Rajapakse se vantait d’une croissance économique actuellement autour de 7 pour cent au Sri Lanka, mais celle-ci a essentiellement été le résultat d’investissements dans des infrastructures financées par des prêts étrangers. Le FMI a demandé à ce que le déficit budgétaire soit abaissé cette année à 5,2 pour cent du produit intérieur brut, contre 5,8 pour cent l’année dernière. L’objectif pour 2016 est de 3,2 pour cent, ce qui nécessitera une attaque massive des droits sociaux des gens ordinaires du Sri Lanka par le gouvernement Sirisena.
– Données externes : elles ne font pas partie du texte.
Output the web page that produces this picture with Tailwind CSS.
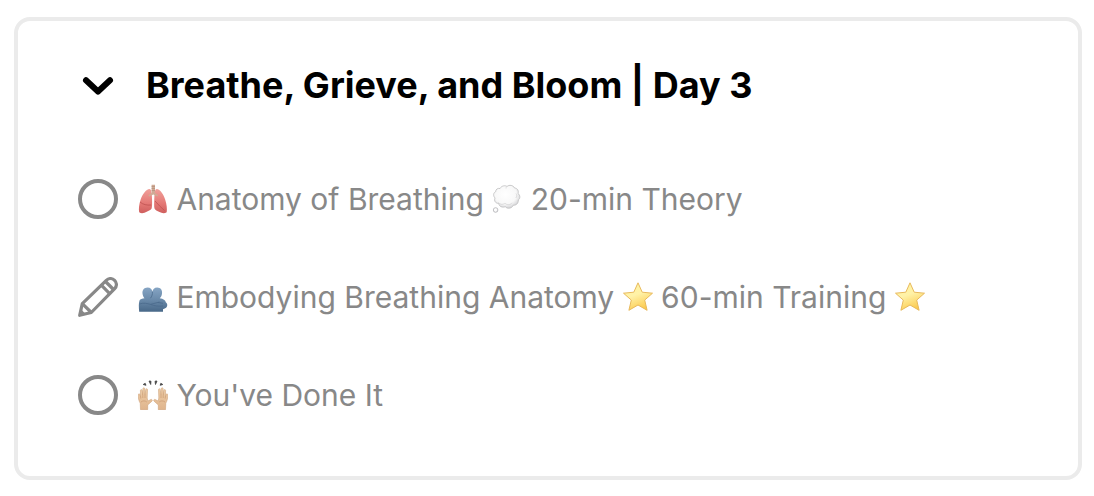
<!DOCTYPE html>
<html lang="en">
<head>
    <meta charset="UTF-8">
    <meta name="viewport" content="width=device-width, initial-scale=1.0">
    <title>Breathe, Grieve, and Bloom</title>
    <script src="https://cdn.jsdelivr.net/npm/@tailwindcss/browser@4"></script>
</head>
<body class="bg-white font-['Inter',sans-serif]">
    <!-- Shared gradients and emoji -->
    <svg class="absolute size-0" aria-hidden="true">
        <defs>
            <linearGradient id="lung" x1="0" y1="0" x2="0" y2="1">
                <stop offset="0" stop-color="#f0a09a" />
                <stop offset=".6" stop-color="#e47875" />
                <stop offset="1" stop-color="#cf5f5e" />
            </linearGradient>
            <radialGradient id="cloud" cx=".45" cy=".4" r=".6">
                <stop offset="0" stop-color="#ffffff" />
                <stop offset=".7" stop-color="#f8f8f8" />
                <stop offset="1" stop-color="#d6d6d8" />
            </radialGradient>
            <linearGradient id="people" x1="0" y1="0" x2="0" y2="1">
                <stop offset="0" stop-color="#86a5c4" />
                <stop offset=".5" stop-color="#6a8aaa" />
                <stop offset="1" stop-color="#486888" />
            </linearGradient>
            <linearGradient id="gold" x1=".2" y1="0" x2=".6" y2="1">
                <stop offset="0" stop-color="#fff3a0" />
                <stop offset=".45" stop-color="#fff2a8" />
                <stop offset="1" stop-color="#fbc94c" />
            </linearGradient>
            <linearGradient id="skin" x1="0" y1="0" x2="0" y2="1">
                <stop offset="0" stop-color="#efcfa9" />
                <stop offset="1" stop-color="#dfb48c" />
            </linearGradient>
            <symbol id="star" viewBox="0 0 30 30">
                <path d="M15 .8l4.200 9.400 10.300 1-7.800 6.900 2.400 10.200L15 23 5.900 28.300l2.400-10.200L.5 11.200l10.300-1z" fill="url(#gold)" stroke="#e8b95c" stroke-width="1" stroke-linejoin="round" />
            </symbol>
        </defs>
    </svg>

    <section class="mt-[17px] mb-4 ml-3.5 mr-3 rounded-2xl border-4 border-[#ebebeb] px-[60px] pt-10 pb-[61px]">
        <h2 class="text-4xl leading-[48px] font-bold text-black">
            <button type="button" class="flex items-center gap-7 text-left" aria-expanded="true" aria-controls="lessons">
                <svg class="size-10 shrink-0" viewBox="0 0 40 40" fill="none" stroke="currentColor" stroke-width="6" stroke-linecap="round" stroke-linejoin="round" aria-hidden="true">
                    <path d="M8 15.200L20 26.500 32 15.200" />
                </svg>
                <span>Breathe, Grieve, and Bloom | Day 3</span>
            </button>
        </h2>

        <ul id="lessons" class="mt-[70px] flex flex-col gap-[58px] text-3xl leading-10 text-[#888888]">
            <li>
                <a href="#anatomy" class="flex items-center gap-5">
                    <svg class="size-10 shrink-0" viewBox="0 0 40 40" fill="none" stroke="currentColor" stroke-width="4" aria-hidden="true">
                        <circle cx="20" cy="20" r="18" />
                    </svg>
                    <span>
                        <svg class="inline size-[30px] align-[-4px]" viewBox="0 0 30 30" role="img" aria-label="lungs">
                            <path d="M11.500 5C8 5.500 4.500 10 2.500 16c-1.400 4.500-2 9-1.300 12.200 2.300 1.800 5.300.7 7.500-.5 2-1 4.300-1.600 4.900-3.100.6-1.500.6-6 .4-10C13.800 9 13.500 5 11.500 5z" fill="url(#lung)" />
                            <path d="M18.700 5c3.500.5 6.800 5 8.600 11 1.400 4.500 1.900 9 1.400 12.200-2.300 1.800-5 1.100-7.200-.1-2.200-1.200-4.500-1.900-5-3.600-.5-1.800-.4-6-.2-10C16.600 9 16.800 5 18.700 5z" fill="url(#lung)" />
                            <path d="M2 18c3 2.600 7 3.500 11 3M17 17c3 3.500 6 6.500 9.500 9.500" fill="none" stroke="#bd5050" stroke-width=".8" />
                            <path d="M13.600.8H17v8.300l3 2-.6 1.500-4.100-2.200-4.200 2.200-.7-1.400 3.200-2.100z" fill="#d0ab96" />
                            <path d="M13.600 2.500H17M13.600 4.500H17M13.600 6.500H17" stroke="#ad8876" stroke-width=".6" />
                        </svg>
                        Anatomy of Breathing
                        <svg class="inline size-[30px] align-[-4px]" viewBox="0 0 30 30" role="img" aria-label="thought balloon">
                            <path d="M8 4.500C9.500 1.800 13 1 15 2.500c2-2 6.500-1.300 7.500 1.500 3 .2 4.500 3 3.500 5.500 2.300 1.500 2.500 5 .3 6.500.2 3.500-2.300 5.500-5 5.200-1.300 3.300-5.800 4-8 1.500-3 1.200-6.300-.3-6.600-3.300-3.200.2-5-2.900-3.600-5.400C.9 12 1.300 8.500 3.700 7.700c-.2-2.200 2.100-3.900 4.300-3.200z" fill="url(#cloud)" stroke="#bcbcbe" stroke-width=".8" />
                            <path d="M6.500 18.500c2 2.600 5 2 6.500.7 2.200 2.300 5.600 1.800 7-.4M24 9.500c1 1.500 1 3-.2 4.500M15 2.500c-.8.600-1 1.300-1 2" fill="none" stroke="#d4d4d6" stroke-width=".8" />
                            <circle cx="3.600" cy="26" r="2.300" fill="url(#cloud)" stroke="#b4b4b7" stroke-width=".8" />
                        </svg>
                        20-min Theory
                    </span>
                </a>
            </li>
            <li>
                <a href="#embodying" class="flex items-center gap-5">
                    <svg class="size-10 shrink-0" viewBox="0 0 40 40" fill="none" stroke="currentColor" stroke-width="3.200" stroke-linejoin="round" aria-hidden="true">
                        <path d="M1.700 38.300L4.300 26.700 28.300 3.300c2.400-2.300 5.900-2.300 8.300 0s2.400 5.900.1 8.300L13.300 35.500z" />
                        <path d="M4.300 26.700l9 8.800M23.300 8.200l8.600 8.600M27.500 4.500l8 8" />
                        <path d="M1.500 38.500l1.400-6.300 4.800 4.800z" fill="currentColor" stroke="none" />
                    </svg>
                    <span>
                        <svg class="inline size-[30px] align-[-4px]" viewBox="0 0 30 30" role="img" aria-label="people hugging">
                            <path d="M9.500 5.500c3 0 4.600 1.800 4.900 4.200.4-2.400 2-4.200 4.800-4.200 3.600 0 5.300 2.800 4.800 6-.2 2-1 3.600-2.200 4.800 3.600.7 5.600 1.800 6 4 1.600 1.100 1.900 3.300.9 4.700-.7 1.100-2.100 1.800-3.700 2.200V29.700H1.200C.7 25 .6 21 1.500 18.500c.7-1.500 2.700-2 5-2.300-1.200-1.200-1.800-2.900-2-4.700-.4-3.200 1.400-6 5-6z" fill="url(#people)" />
                            <path d="M14.400 9.700c.2 2.500-.5 4.700-1.900 6.500M1.500 22c4-1.500 8-.5 11 .4l9-2.400M12.500 22.400c4 1.600 8 2.100 12.500 1.600M20 20.500l5 .8" fill="none" stroke="#4a6a8c" stroke-width=".8" />
                        </svg>
                        Embodying Breathing Anatomy
                        <svg class="inline size-[30px] align-[-4px]" role="img" aria-label="star"><use href="#star" /></svg>
                        60-min Training
                        <svg class="inline size-[30px] align-[-4px]" role="img" aria-label="star"><use href="#star" /></svg>
                    </span>
                </a>
            </li>
            <li>
                <a href="#done" class="flex items-center gap-5">
                    <svg class="size-10 shrink-0" viewBox="0 0 40 40" fill="none" stroke="currentColor" stroke-width="4" aria-hidden="true">
                        <circle cx="20" cy="20" r="18" />
                    </svg>
                    <span>
                        <svg class="inline size-[30px] align-[-4px]" viewBox="0 0 30 30" role="img" aria-label="raising hands">
                            <g id="hand">
                                <path d="M2.500 29.700l-.3-6.500C.8 21 0 17.500.3 14.500c.2-1 1.400-1 1.600 0l.7 2.500-.2-6.500c.1-1.200 1.600-1.200 1.800 0l.5 4.500.2-6.300c.1-1.300 1.700-1.300 1.900 0l.2 6.300.8-5.500c.2-1.200 1.700-1 1.700.2l-.3 8.300.6 3 3-1.500c1.200-.5 2 .8 1.100 1.700L9.700 25v4.700z" fill="url(#skin)" stroke="#c99b70" stroke-width=".5" />
                                <path d="M2.700 17v1.500M4.800 15v3M7 15v3M3 22c2-1.500 4-1.500 5.800 0" fill="none" stroke="#c4926a" stroke-width=".6" />
                            </g>
                            <use href="#hand" transform="matrix(-1 0 0 1 30 0)" />
                            <path d="M5.200 4.500l2-1.200.8 2zM11 1l2 .2-.3 3.300zM17 1.200l2-.2-1.500 3.500zM22.800 3.300l2 1.200-2.600.8z" fill="#444444" stroke="#444444" stroke-width=".8" stroke-linejoin="round" />
                        </svg>
                        You've Done It
                    </span>
                </a>
            </li>
        </ul>
    </section>
</body>
</html>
Dans le même temps, l’intégration du Sri Lanka par Sirisena à la toile des alliances militaires du « pivot » américain contre la Chine, conformément aux diktats de Washington, accentuera les tensions géopolitiques partout en Asie, multipliant les risques de guerre. Sirisena laissera rapidement tomber ses beaux discours sur la « démocratie et la bonne gouvernance » et déchaînera l’appareil d’Etat policier développé par Rajapakse dans le but de réprimer l’inévitable résistance des travailleurs et des paysans pauvres au programme de l’austérité et du militarisme.

Le Socialist Equality Party (Parti de l’Egalité socialiste, SEP) est intervenu dans les élections présidentielles en présentant son propre candidat, Pani Wijesiriwardena, contre à la fois Rajapakse et Sirisena et ses partisans de la pseudo-gauche.

Le SEP fut l’unique parti à s’opposer au programme réactionnaire de Rajapakse et à avertir que le camp de Sirisena était partie intégrante d’une opération américaine de changement de régime en ligne avec les décisions stratégiques prises par Washington contre la Chine. En unisson avec nos condisciples du Comité International de la Quatrième Internationale, le principal objectif de notre campagne était de construire un mouvement internationalement unifié de la classe ouvrière contre la guerre et la contre-révolution sociale.

Le candidat du SEP, Pani Wijesiriwardena, a obtenu 4.277 voix. Ces voix étaient des voix données consciemment en faveur de la lutte de principe menée par le SEP pour une mobilisation indépendante des travailleurs et des jeunes sur la base d’un programme socialiste internationaliste et pour l’abolition du capitalisme, la cause première de la guerre.